Качество, определяемое словом «звучит», можно аналитически зафиксировать, но предсказать и повторить его нельзя. Оно каждый раз другое. Когда Галина Уствольская (род. в 1919 г.) в «Dona nobis pacem» (1971 —1975) соединяет флейту пикколо, тубу и рояль и флейта издает лишенный обертонов писк, и могучая туба заставляет вибрировать стены концертного зала, а пространство между жалким фальцетом и зловеще-подземным воем заполнено сухими и грязными, какими-то ржавыми и тщетными кластерами рояля (пианист лупит по клавиатуре кулаками и ложится на нее локтями), то это по-настоящему «звучит». Страшная непреложность звучания не отпускает от себя. И уж потом в сознании разворачивается смысл, и начинается рефлексия, соотносящая услышанное с названием сочинения («Даруй нам мир»). А когда И.С. Бах (чтобы обратиться к более привычным слуховым образам) начинает Высокую мессу (1733) минорным аккордом — грандиозным, через весь диапазон, но сосредоточенно-скромным (хор, флейты, гобои, фагот, скрипки, орган — никакой меди, хотя в партитуре трубы и тромбон предусмотрены), то это мощное, но лишенное блестящей торжественности tutti мгновенно втягивает в себя слух и тут же превращает слуховое впечатление в великую этическую истину…
По-своему безусловно «звучат» и «Молоток без мастера», и «Сюита зеркал». Изысканно-строгая техника открывается через звучание, от него получает бытийную достоверность. Очевидно, она, техника, была настолько свежа и значима для авторов, что не могла войти в опусы иначе чем сквозь озаряющую явленность слухового образа; она сама и была этим образом. Когда техника утрачивает жизненный смысл (что с ней, если она не опирается на универсальный закон, каковым для классики, например, была тональность, неизбежно и происходит), она отделяется от собственного чувственного образа, начинает существовать самостоятельно, и это в произведениях слышно: они «не звучат». Не обязательно «плохо звучат» (что тоже бывает), подчас даже звучат «хорошо», но все равно «не звучат». Грубо говоря, слушателю, даже доброжелательному, пиететно настроенному, скучно. И тут либо надо уходить от «не звучащей» техники и искать другую, которая по первости «зазвучит», либо вообще уходить от техники как инстанции, начальнее которой нет.
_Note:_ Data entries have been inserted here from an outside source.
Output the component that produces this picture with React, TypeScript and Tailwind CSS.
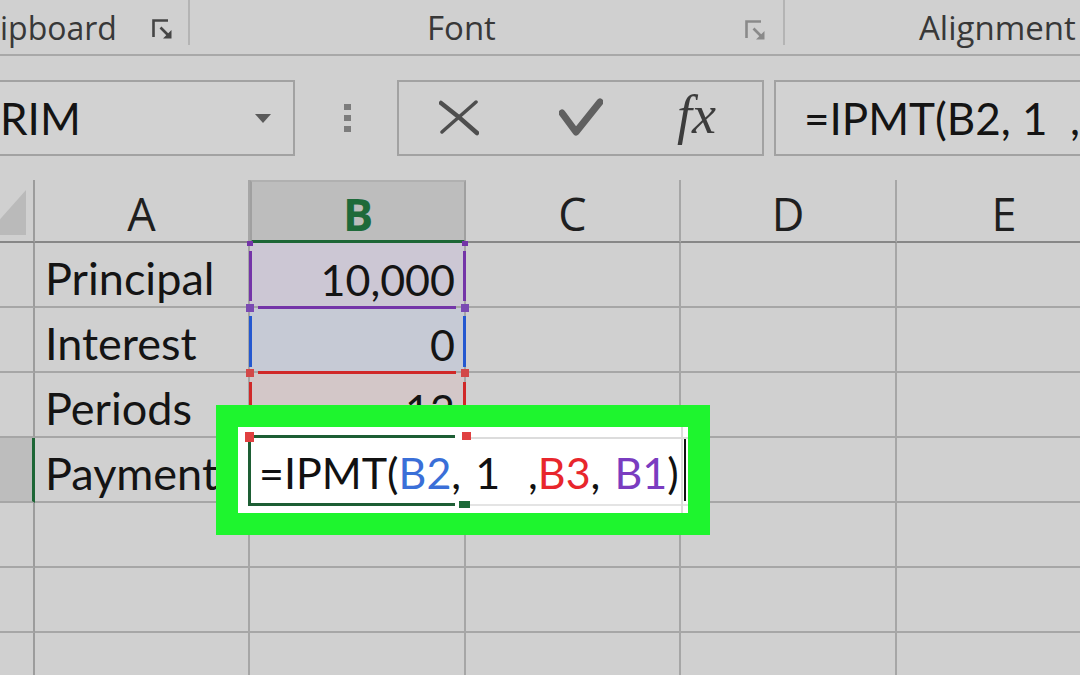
import React from "react";

function Launcher({ light = false }: { light?: boolean }) {
  const c = light ? "#8a8a8a" : "#454545";
  return (
    <svg width="24" height="22" viewBox="0 0 24 22" className="shrink-0">
      <path d="M2.5 19 V2.5 H17" stroke={c} strokeWidth="2.6" fill="none" />
      <path d="M9.5 9.5 L18 18" stroke={c} strokeWidth="2.6" />
      <path d="M20.5 12 V20.5 H12 Z" fill={c} />
    </svg>
  );
}

const cols = ["A", "B", "C", "D", "E"];

const rows: { a: string; b: string; bBg: string }[] = [
  { a: "Principal", b: "10,000", bBg: "bg-[#ccc7d4]" },
  { a: "Interest", b: "0", bBg: "bg-[#c6cad5]" },
  { a: "Periods", b: "12", bBg: "bg-[#d3c7c8]" },
  { a: "Payment", b: "", bBg: "bg-[#d0d0d0]" },
  { a: "", b: "", bBg: "bg-[#d0d0d0]" },
  { a: "", b: "", bBg: "bg-[#d0d0d0]" },
  { a: "", b: "", bBg: "bg-[#d0d0d0]" },
];

function Formula() {
  return (
    <span className="whitespace-pre">
      <span>=IPMT(</span>
      <span className="text-[#3a6fd8]">B2</span>
      <span>, 1  ,</span>
      <span className="text-[#e8262c]">B3</span>
      <span>, </span>
      <span className="text-[#7a3cc0]">B1</span>
      <span>)</span>
    </span>
  );
}

export default function App() {
  return (
    <div className="relative w-[1080px] h-[675px] overflow-hidden bg-[#d0d0d0] text-[#141414] font-['Lato',sans-serif]">
      {/* Ribbon group labels */}
      <div className="flex h-[56px] border-b-2 border-[#a8a8a8] font-['Open_Sans',sans-serif] text-[32px] text-[#383838]">
        <div className="w-[188px] shrink-0 flex items-start pt-[6px]">
          <span className="leading-[44px]">ipboard</span>
          <div className="ml-auto mr-[13px] mt-[12px]">
            <Launcher />
          </div>
        </div>
        <div className="w-[2px] h-[45px] bg-[#b4b4b4] shrink-0" />
        <div className="w-[593px] shrink-0 flex items-start pt-[6px]">
          <span className="ml-[237px] leading-[44px] text-[33px]">Font</span>
          <div className="ml-auto mr-[15px] mt-[13px]">
            <Launcher light />
          </div>
        </div>
        <div className="w-[2px] h-[45px] bg-[#b4b4b4] shrink-0" />
        <div className="flex-1 pl-[134px] pt-[6px] whitespace-nowrap leading-[44px] text-[33px]">Alignment</div>
      </div>

      {/* Formula bar */}
      <div className="flex items-start pt-[24px] h-[124px]">
        <div className="-ml-[10px] w-[305px] h-[76px] shrink-0 border-2 border-[#a2a2a2] bg-[#d2d2d2] flex items-center pl-[8px] pr-[22px] text-[44px]">
          <span className="leading-none">RIM</span>
          <svg width="16" height="9" viewBox="0 0 16 9" className="ml-auto">
            <path d="M0 0 H16 L8 9 Z" fill="#5a5a5a" />
          </svg>
        </div>
        <div className="ml-[49px] mt-[24px] flex flex-col gap-[5px] shrink-0">
          <div className="w-[7px] h-[6px] bg-[#7c7c7c]" />
          <div className="w-[7px] h-[6px] bg-[#7c7c7c]" />
          <div className="w-[7px] h-[6px] bg-[#7c7c7c]" />
        </div>
        <div className="ml-[46px] w-[367px] h-[76px] shrink-0 border-2 border-[#a2a2a2] flex items-center">
          <svg width="40" height="36" viewBox="0 0 40 36" className="ml-[40px]">
            <path d="M2 3 C14 12 26 22 38 33" stroke="#4e4e4e" strokeWidth="4.5" strokeLinecap="round" fill="none" />
            <path d="M37 2 C26 12 14 22 3 32" stroke="#4e4e4e" strokeWidth="3.5" strokeLinecap="round" fill="none" />
          </svg>
          <svg width="44" height="40" viewBox="0 0 44 40" className="ml-[80px]">
            <path d="M3 15 L17 34 L41 4" stroke="#606060" strokeWidth="7" strokeLinejoin="round" strokeLinecap="round" fill="none" />
          </svg>
          <span className="ml-[74px] -mt-[6px] font-['Liberation_Serif',serif] italic text-[54px] text-[#3c3c3c] leading-none">fx</span>
        </div>
        <div className="ml-[10px] w-[330px] h-[76px] shrink-0 border-2 border-[#a2a2a2] bg-[#d2d2d2] flex items-center pl-[28px] overflow-hidden text-[44px]">
          <span className="whitespace-pre leading-none">=IPMT(B2, 1  ,B3, B1)</span>
        </div>
      </div>

      {/* Grid */}
      <div className="grid grid-cols-[35px_215px_216px_215px_216px_216px] grid-rows-[63px_repeat(7,65px)]">
        {/* header row */}
        <div className="relative overflow-hidden border-r-2 border-b-2 border-r-[#9c9c9c] border-b-[#878787]">
          <svg width="40" height="45" viewBox="0 0 40 45" className="absolute left-[-14px] top-[10px]">
            <path d="M40 0 V45 H0 Z" fill="#bababa" />
          </svg>
        </div>
        {cols.map((c) =>
          c === "B" ? (
            <div
              key={c}
              className="flex items-center justify-center pt-[6px] bg-[#bdbdbd] border-x-2 border-t-2 border-x-[#a0a0a0] border-t-[#b0b0b0] border-b-[3px] border-b-[#1d6636] font-['Open_Sans',sans-serif] font-bold text-[45px] text-[#1e6a3a]"
            >
              B
            </div>
          ) : (
            <div
              key={c}
              className="flex items-center justify-center pt-[6px] border-r-2 border-b-2 border-r-[#a6a6a6] border-b-[#878787] font-['Open_Sans',sans-serif] text-[45px] text-[#1f1f1f]"
            >
              {c}
            </div>
          )
        )}

        {rows.map((r, i) => (
          <React.Fragment key={i}>
            <div
              className={
                i === 3
                  ? "bg-[#bdbdbd] border-b-2 border-b-[#a6a6a6] border-r-[3px] border-r-[#1d6636]"
                  : "border-b-2 border-r-2 border-b-[#a6a6a6] border-r-[#9c9c9c]"
              }
            />
            <div className="flex items-end pl-[10px] pb-[5px] border-r-2 border-b-2 border-[#a6a6a6] text-[45px] leading-none whitespace-nowrap">
              {r.a}
            </div>
            <div className={`flex items-end justify-end pr-[9px] pb-[5px] border-r-2 border-b-2 border-[#a6a6a6] text-[43px] leading-none ${r.bBg}`}>
              {r.b}
            </div>
            <div className="border-r-2 border-b-2 border-[#a6a6a6]" />
            <div className="border-r-2 border-b-2 border-[#a6a6a6]" />
            <div className="border-r-2 border-b-2 border-[#a6a6a6]" />
          </React.Fragment>
        ))}
      </div>

      {/* Formula reference highlight borders drawn over column B (overlay) */}
      <div className="absolute left-0 top-0 w-0 h-0">
        {/* purple: B1 */}
        <div className="absolute left-[247px] top-[241px] w-[6px] h-[5px] bg-[#7434a8]" />
        <div className="absolute left-[462px] top-[241px] w-[6px] h-[5px] bg-[#7434a8]" />
        <div className="absolute left-[249px] top-[251px] w-[3px] h-[50px] bg-[#7434a8]" />
        <div className="absolute left-[463px] top-[251px] w-[3px] h-[50px] bg-[#7434a8]" />
        <div className="absolute left-[258px] top-[306px] w-[198px] h-[3px] bg-[#7434a8]" />
        <div className="absolute left-[246px] top-[304px] w-[8px] h-[8px] bg-[#7a4ab2]" />
        <div className="absolute left-[461px] top-[304px] w-[8px] h-[8px] bg-[#7a4ab2]" />
        {/* blue: B2 */}
        <div className="absolute left-[249px] top-[316px] w-[3px] h-[51px] bg-[#2458d0]" />
        <div className="absolute left-[463px] top-[316px] w-[3px] h-[51px] bg-[#2458d0]" />
        {/* red: B3 */}
        <div className="absolute left-[258px] top-[371px] w-[198px] h-[3px] bg-[#d02828]" />
        <div className="absolute left-[246px] top-[369px] w-[8px] h-[8px] bg-[#d24848]" />
        <div className="absolute left-[461px] top-[369px] w-[8px] h-[8px] bg-[#d24848]" />
        <div className="absolute left-[249px] top-[382px] w-[3px] h-[30px] bg-[#d02828]" />
        <div className="absolute left-[463px] top-[382px] w-[3px] h-[30px] bg-[#d02828]" />
      </div>

      {/* Green callout box with the in-cell editor */}
      <div className="absolute left-[216px] top-[405px] w-[494px] h-[130px] border-[22px] border-[#1ef52e] bg-white">
        <div className="relative w-full h-full pt-[8px] pl-[10px]">
          {/* faint grid lines showing through */}
          <div className="absolute left-[232px] top-[10px] right-0 h-[2px] bg-[#dcdcdc]" />
          <div className="absolute left-[232px] top-[77px] right-0 h-[2px] bg-[#e4e4e4]" />
          <div className="absolute left-[443px] top-0 bottom-0 w-[2px] bg-[#dcdcdc]" />

          {/* active cell with its formula */}
          <div className="relative w-[207px] h-[71px] border-l-[3px] border-t-[3px] border-b-[3px] border-[#1d5e34] flex items-center pl-[8px] pt-[4px]">
            <div className="shrink-0 whitespace-nowrap text-[43px] leading-none text-[#111] [word-spacing:3px]">
              <Formula />
            </div>
            <div className="shrink-0 ml-[5px] -mt-[6px] w-[2px] h-[62px] bg-[#111]" />
          </div>

          {/* handles */}
          <div className="absolute left-[7px] top-[5px] w-[9px] h-[10px] bg-[#e04040]" />
          <div className="absolute left-[224px] top-[5px] w-[9px] h-[8px] bg-[#e04040]" />
          <div className="absolute left-[221px] top-[74px] w-[11px] h-[7px] bg-[#1d6a38]" />
        </div>
      </div>
    </div>
  );
}
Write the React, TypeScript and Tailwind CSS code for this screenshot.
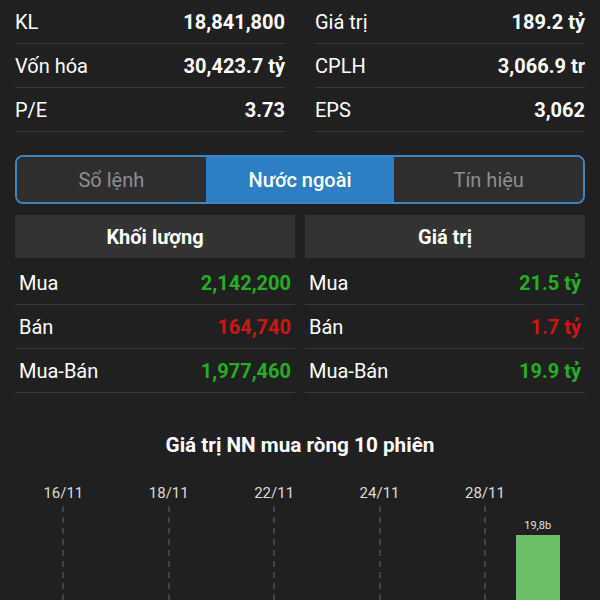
const stats = [
  [
    { label: 'KL', value: '18,841,800' },
    { label: 'Vốn hóa', value: '30,423.7 tỷ' },
    { label: 'P/E', value: '3.73' },
  ],
  [
    { label: 'Giá trị', value: '189.2 tỷ' },
    { label: 'CPLH', value: '3,066.9 tr' },
    { label: 'EPS', value: '3,062' },
  ],
]

const foreign = [
  {
    title: 'Khối lượng',
    rows: [
      { label: 'Mua', value: '2,142,200', up: true },
      { label: 'Bán', value: '164,740', up: false },
      { label: 'Mua-Bán', value: '1,977,460', up: true },
    ],
  },
  {
    title: 'Giá trị',
    rows: [
      { label: 'Mua', value: '21.5 tỷ', up: true },
      { label: 'Bán', value: '1.7 tỷ', up: false },
      { label: 'Mua-Bán', value: '19.9 tỷ', up: true },
    ],
  },
]

const slots = ['16/11', '', '18/11', '', '22/11', '', '24/11', '', '28/11', '']

function DashLine() {
  return (
    <svg width="2" height="100" className="block">
      <line x1="1" y1="0" x2="1" y2="100" stroke="#666666" strokeWidth="1" strokeDasharray="6 5" />
    </svg>
  )
}

export default function App() {
  return (
    <div className="w-[600px] h-[600px] overflow-hidden bg-[#202020] text-white font-['Roboto','Liberation_Sans',sans-serif]">
      {/* stats */}
      <div className="grid grid-cols-2 gap-x-[30px] px-[15px]">
        {stats.map((col, i) => (
          <div key={i}>
            {col.map((s) => (
              <div key={s.label} className="flex h-[44px] items-center justify-between border-b border-[#383838] text-[20px]">
                <span>{s.label}</span>
                <span className="font-bold">{s.value}</span>
              </div>
            ))}
          </div>
        ))}
      </div>

      {/* tabs */}
      <div className="mx-[15px] mt-[23px] flex h-[49px] overflow-hidden rounded-[8px] border-2 border-[#3d86c2] text-[20px]">
        <div className="flex flex-1 items-center justify-center bg-[#2e2e2e] text-[#8e8e8e]">Sổ lệnh</div>
        <div className="flex flex-1 items-center justify-center bg-[#2b7fc2] font-medium text-white">Nước ngoài</div>
        <div className="flex flex-1 items-center justify-center bg-[#2e2e2e] text-[#8e8e8e]">Tín hiệu</div>
      </div>

      {/* foreign trading */}
      <div className="mt-[11px] grid grid-cols-2 gap-x-[10px] px-[15px]">
        {foreign.map((t) => (
          <div key={t.title}>
            <div className="flex h-[43px] items-center justify-center bg-[#333333] text-[20px] font-bold">{t.title}</div>
            <div className="mt-[3px]">
              {t.rows.map((r) => (
                <div key={r.label} className="flex h-[44px] items-center justify-between border-b border-[#383838] px-[4px] text-[20px]">
                  <span>{r.label}</span>
                  <span className={r.up ? 'font-bold text-[#22b022]' : 'font-bold text-[#cf1515]'}>{r.value}</span>
                </div>
              ))}
            </div>
          </div>
        ))}
      </div>

      {/* chart */}
      <div className="mt-[40px] text-center text-[20.7px] font-bold leading-[25px]">Giá trị NN mua ròng 10 phiên</div>
      <div className="ml-[37px] mt-[25px] grid w-[527px] grid-cols-10">
        {slots.map((d, i) => (
          <div key={i} className="flex flex-col items-center">
            {i === 9 ? (
              <>
                <div className="mt-[36px] text-[11px] leading-[14px] text-[#e0e0e0]">19,8b</div>
                <div className="mt-[2px] h-[70px] w-[44px] bg-[#6cbf66]" />
              </>
            ) : d ? (
              <>
                <div className="text-[15px] leading-[20px] text-[#dcdcdc]">{d}</div>
                <div className="mt-[3px]">
                  <DashLine />
                </div>
              </>
            ) : null}
          </div>
        ))}
      </div>
    </div>
  )
}
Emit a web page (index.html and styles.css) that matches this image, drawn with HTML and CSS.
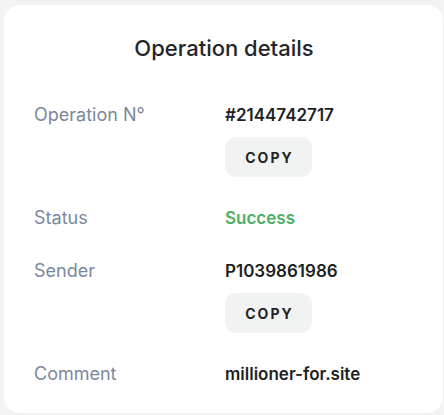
FILE: index.html
```html
<!DOCTYPE html>
<html>
<head>
<meta charset="utf-8">
<link rel="stylesheet" href="styles.css">
</head>
<body>
<div class="card">
  <h1 class="title">Operation details</h1>
  <div class="rows">
    <div class="row">
      <div class="label">Operation N°</div>
      <div class="value">
        <div class="text">#2144742717</div>
        <button class="copy">COPY</button>
      </div>
    </div>
    <div class="row">
      <div class="label">Status</div>
      <div class="value"><div class="text success">Success</div></div>
    </div>
    <div class="row">
      <div class="label">Sender</div>
      <div class="value">
        <div class="text">P1039861986</div>
        <button class="copy">COPY</button>
      </div>
    </div>
    <div class="row">
      <div class="label">Comment</div>
      <div class="value"><div class="text">millioner-for.site</div></div>
    </div>
  </div>
</div>
</body>
</html>
```
FILE: styles.css
```css
html, body { margin: 0; padding: 0; }
body {
  background: #f3f3f3;
  font-family: "Inter", "Lato", sans-serif;
  width: 444px;
  height: 415px;
  overflow: hidden;
}
.card {
  background: #ffffff;
  margin: 5px 1px 0 4px;
  border-radius: 16px;
  padding: 29px 31px 28px 30px;
  height: 408px;
  box-sizing: border-box;
}
.title {
  margin: 0;
  text-align: center;
  font-size: 22px;
  line-height: 28px;
  font-weight: 500;
  color: #24262b;
  padding-left: 2px;
}
.rows {
  margin-top: 41px;
  display: flex;
  flex-direction: column;
  gap: 29px;
}
.row {
  display: grid;
  grid-template-columns: 191px 1fr;
}
.label {
  font-size: 18px;
  line-height: 24px;
  color: #7b879e;
  font-weight: 400;
}
.value {
  display: flex;
  flex-direction: column;
  align-items: flex-start;
  gap: 10px;
}
.text {
  font-size: 17px;
  line-height: 24px;
  color: #1e1f24;
  font-weight: 600;
}
.success { color: #4caf62; }
.copy {
  border: none;
  background: #f1f2f2;
  border-radius: 11px;
  width: 87px;
  height: 40px;
  font-family: inherit;
  font-size: 14px;
  font-weight: 700;
  letter-spacing: 2px;
  color: #222428;
  padding: 0 0 0 2px;
}
```
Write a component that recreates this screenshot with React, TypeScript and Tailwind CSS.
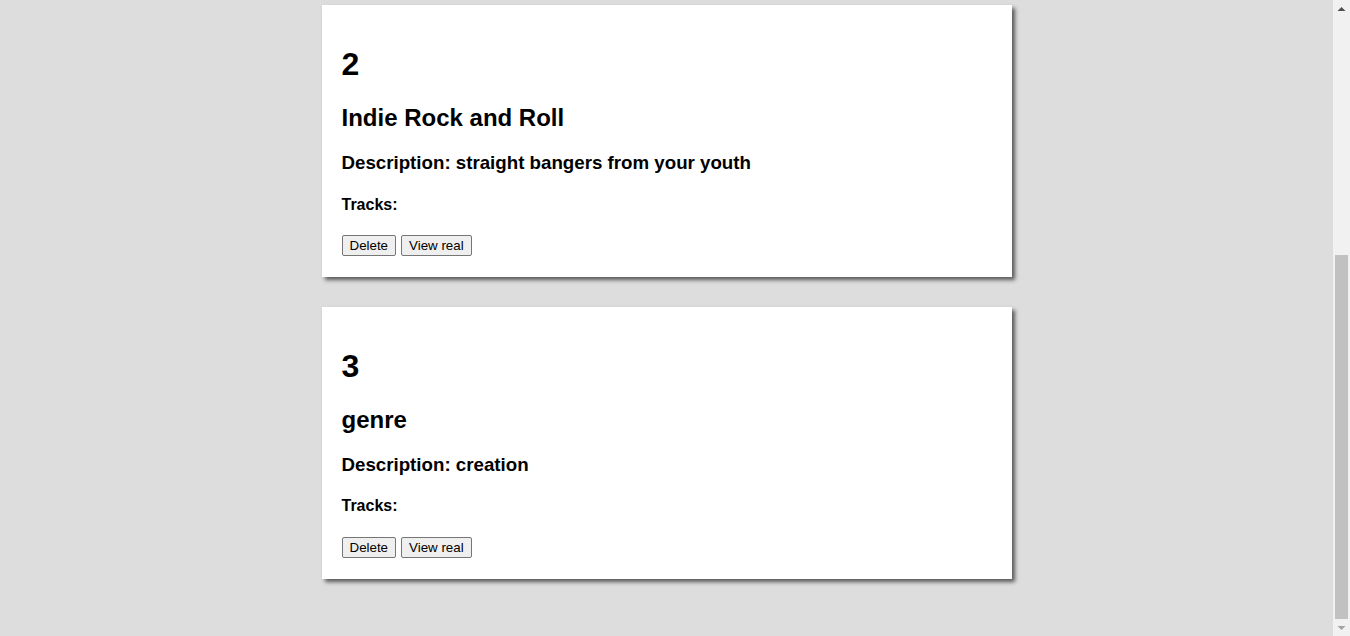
import React from "react";

type Genre = { id: number; name: string; description: string };

const genres: Genre[] = [
  { id: 2, name: "Indie Rock and Roll", description: "straight bangers from your youth" },
  { id: 3, name: "genre", description: "creation" },
];

function Card({ g }: { g: Genre }) {
  return (
    <div className="w-[690px] bg-white px-[20px] pt-[19.5px] pb-[21px] shadow-[3px_3px_4px_rgba(0,0,0,0.6)]">
      <h1 className="text-[32px] font-bold leading-[normal] my-[21.44px]">{g.id}</h1>
      <h2 className="text-[24px] font-bold leading-[normal] my-[19.92px]">{g.name}</h2>
      <h3 className="text-[18.72px] font-bold leading-[normal] my-[18.72px]">
        Description: {g.description}
      </h3>
      <h4 className="text-[16px] font-bold leading-[normal] my-[21.28px]">Tracks:</h4>
      <div className="flex gap-[5px]">
        <button className="h-[21px] border border-[#767676] bg-[#efefef] rounded-[2px] px-[7px] text-[13.333px] leading-[normal] text-black">
          Delete
        </button>
        <button className="h-[21px] border border-[#767676] bg-[#efefef] rounded-[2px] px-[7px] text-[13.333px] leading-[normal] text-black">
          View real
        </button>
      </div>
    </div>
  );
}

export default function App() {
  return (
    <div className="flex h-screen w-full overflow-hidden bg-[#dddddd] text-black font-['Liberation_Sans',Arial,sans-serif]">
      <main className="flex flex-1 flex-col items-center gap-[30px] pt-[5px]">
        {genres.map((g) => (
          <Card key={g.id} g={g} />
        ))}
      </main>
      <div className="flex w-[17px] flex-col bg-[#f1f1f1]">
        <div className="flex h-[17px] items-center justify-center">
          <svg width="9" height="6" viewBox="0 0 9 6">
            <path d="M0.5 5 L4.5 1 L8.5 5 Z" fill="#505050" />
          </svg>
        </div>
        <div className="h-[238px]" />
        <div className="mx-[2px] h-[364px] bg-[#c1c1c1]" />
        <div className="flex h-[17px] items-center justify-center">
          <svg width="9" height="6" viewBox="0 0 9 6">
            <path d="M0.5 1 L4.5 5 L8.5 1 Z" fill="#a3a3a3" />
          </svg>
        </div>
      </div>
    </div>
  );
}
«Столпы» советского авангарда от техники уйти не смогли. Но вернемся к тем годам, когда техника еще могла «звучать».
* * *
Советская музыка — это обязательный пафос. В массовых маршево-гимнических песнях, в сориентированных на них финальных симфонических темах, в операх («Мать» Т.Н. Хренникова, 1957), в ораториях того типа, высшее воплощение которого — «Александр Невский» С. Прокофьева (1939), пафос был развернут в эпическое измерение. Существовала и лирически-сентиментальная разновидность: в песнях со средним градусом мобилизационности, в опереттах («Сто чертей и одна девушка» Т.Н. Хренникова, 1963) или во вторых симфонических темах, переключающих из героического регистра в сердечность-душевность. Испытания войны сделали допустимым и пафос трагически-ораторского плана, который эстетической подлинности достиг в симфониях Шостаковича.
«Сюита зеркал» Волконского открыла другую поэтику, напрочь лишенную грузности исторических деяний и вязкости социально-бытового умиления. Трепетная лучистость колорита, невесомость и нерушимость конструкции, интеллектуальная точность и чистота чувства апеллировали к онтологической прочности, перед лицом которой массивные музыкальные образы официального или околоофициального звучания казались эфемерным домиком из замусоленных карт.
* * *
По Волконскому «проехались» так, что он не выдержал. Сразу после премьеры «Зеркал» исполнения его музыки оказались под запретом. Даже киномузыка была для него закрыта, а ведь она — главный источник композиторского заработка.